What is it that we see in porn? Sure, there is the attractive body (bodies) of our fellow man (or woman), naked in all his glory, performing some sexual act and inviting us to watch. Opponents of pornography, such as women's groups, would say that porn, from posing in Playboy to participating in adult entertainment, is denigrating and insulting to the woman and to womenkind. I would counter that instead, porn makes one anonymous. Because, especially with adult videos, we incorporate ourselves into the movie, replacing the partner of our choice with ourselves. We moan when they moan, we reach our climax when they do. And the cameramen know this and spend more time on closeups, where the face of the other person is not shown, so that we can pretend we are that person. The people on the screen become the anonymous, universal place holders of man or woman.
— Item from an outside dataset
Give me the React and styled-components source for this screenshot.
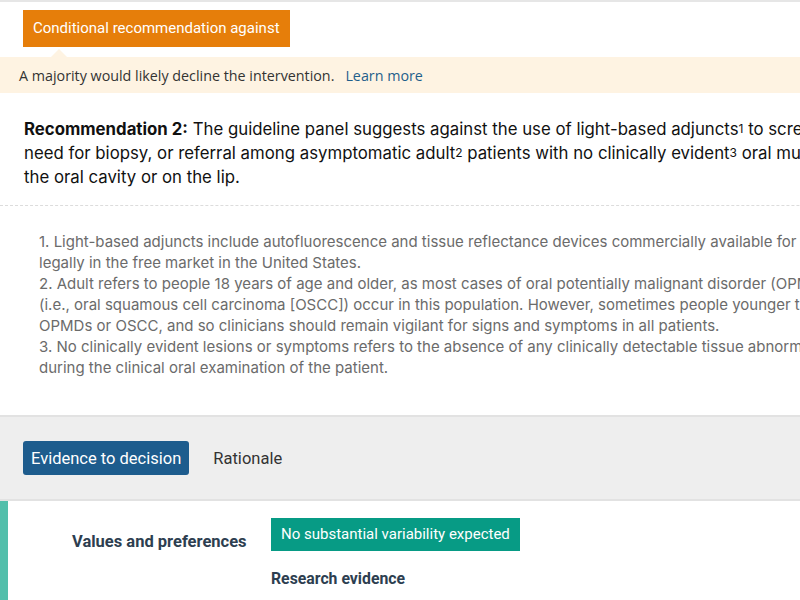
import React from "react";
import styled, { createGlobalStyle } from "styled-components";

const GlobalStyle = createGlobalStyle`
  html, body {
    margin: 0;
    padding: 0;
    background: #ffffff;
    overflow: hidden;
  }
  body {
    font-family: Roboto, "Liberation Sans", sans-serif;
    color: #222;
  }
`;

const Page = styled.div`
  width: 1100px;
  border-top: 2px solid #e6e6e6;
`;

const Header = styled.div`
  padding-top: 8px;
`;

const StrengthBadge = styled.div`
  display: inline-block;
  margin-left: 23px;
  background: #e67e0a;
  color: #fff;
  font-size: 15px;
  line-height: 37px;
  padding: 0 10px;
  position: relative;
  &::after {
    content: "";
    position: absolute;
    left: 28px;
    bottom: -10px;
    border-left: 8px solid transparent;
    border-right: 8px solid transparent;
    border-bottom: 8px solid #fef3e2;
  }
`;

const Explain = styled.div`
  margin-top: 10px;
  background: #fef3e2;
  height: 36px;
  display: flex;
  align-items: center;
  padding-left: 19px;
  font-family: "Open Sans", Roboto, sans-serif;
  font-size: 14.3px;
  color: #333;
`;

const LearnMore = styled.a`
  margin-left: 11px;
  color: #1f5f8b;
  text-decoration: none;
`;

const Statement = styled.p`
  margin: 0;
  padding: 25px 24px 16px;
  font-family: Inter, Roboto, sans-serif;
  font-size: 16.8px;
  line-height: 23px;
  color: #111;
  white-space: nowrap;
  border-bottom: 1px dashed #dcdcdc;
  b {
    font-weight: 700;
  }
`;

const Sup = styled.span`
  font-size: 12px;
  position: relative;
  top: -2px;
`;

const Notes = styled.ol`
  margin: 0;
  padding: 25px 24px 37px 39px;
  list-style: none;
  font-family: Inter, Roboto, sans-serif;
  font-size: 15px;
  line-height: 21px;
  color: #6b6b6b;
  white-space: nowrap;
`;

const TabBar = styled.div`
  background: #eeeeee;
  border-top: 2px solid #e2e2e2;
  border-bottom: 2px solid #e2e2e2;
  height: 82px;
  display: flex;
  align-items: center;
  padding-left: 23px;
  gap: 16px;
`;

const Tab = styled.button`
  border: none;
  font-family: Roboto, sans-serif;
  font-size: 16.5px;
  height: 34px;
  padding: 0 8px;
  border-radius: 3px;
  background: ${(p) => (p.$active ? "#1d5c8d" : "transparent")};
  color: ${(p) => (p.$active ? "#fff" : "#333")};
  cursor: pointer;
`;

const Section = styled.div`
  border-left: 8px solid #52bfab;
  display: flex;
  padding-top: 17px;
  min-height: 120px;
`;

const Label = styled.div`
  width: 263px;
  box-sizing: border-box;
  padding: 14px 0 0 64px;
  font-size: 16.5px;
  font-weight: 700;
  color: #2d3e50;
`;

const Body = styled.div`
  display: flex;
  flex-direction: column;
  align-items: flex-start;
`;

const Judgement = styled.div`
  background: #079b85;
  color: #fff;
  font-size: 15px;
  line-height: 33px;
  padding: 0 10px;
`;

const SubHead = styled.div`
  margin-top: 18px;
  font-size: 15.8px;
  font-weight: 700;
  color: #2d3e50;
`;

const Para = styled.div`
  margin-top: 10px;
  font-size: 14px;
  color: #777;
`;

export default function App() {
  return (
    <>
      <GlobalStyle />
      <Page>
        <Header>
          <StrengthBadge>Conditional recommendation against</StrengthBadge>
          <Explain>
            A majority would likely decline the intervention.
            <LearnMore href="#">Learn more</LearnMore>
          </Explain>
        </Header>
        <Statement>
          <b>Recommendation 2:</b> The guideline panel suggests against the use of light-based adjuncts<Sup>1</Sup> to screen for, determine the
          <br />
          need for biopsy, or referral among asymptomatic adult<Sup>2</Sup> patients with no clinically evident<Sup>3</Sup> oral mucosal lesions or symptoms in
          <br />
          the oral cavity or on the lip.
        </Statement>
        <Notes>
          <li>
            1. Light-based adjuncts include autofluorescence and tissue reflectance devices commercially available for use
            <br />
            legally in the free market in the United States.
          </li>
          <li>
            2. Adult refers to people 18 years of age and older, as most cases of oral potentially malignant disorder (OPMD) and oral cancer
            <br />
            (i.e., oral squamous cell carcinoma [OSCC]) occur in this population. However, sometimes people younger than 18 years develop
            <br />
            OPMDs or OSCC, and so clinicians should remain vigilant for signs and symptoms in all patients.
          </li>
          <li>
            3. No clinically evident lesions or symptoms refers to the absence of any clinically detectable tissue abnormality
            <br />
            during the clinical oral examination of the patient.
          </li>
        </Notes>
        <TabBar>
          <Tab $active>Evidence to decision</Tab>
          <Tab>Rationale</Tab>
        </TabBar>
        <Section>
          <Label>Values and preferences</Label>
          <Body>
            <Judgement>No substantial variability expected</Judgement>
            <SubHead>Research evidence</SubHead>
            <Para>Studies were not found that assessed how patients value the outcomes of screening.</Para>
          </Body>
        </Section>
      </Page>
    </>
  );
}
This is why pornography is so addicting. Not because of the actors on the screen or in the magazine, but rather because we replace them with ourselves, and in this, we can fulfill lustful needs without having another person there. And, in some cases, it's the only way to do this. Because socially speaking, not everyone has the ability to find that special Beloved (as Lewis says) to merge lust and Eros together and spend a lifetime with. It is the lust aspect of Eros that turns love into a craving, and without lust, the lack of a loved one in our lives becomes bearable. We hold off making a bad choice which might hurt someone by releasing the tension that lust, a simple biological need, creates in our lives.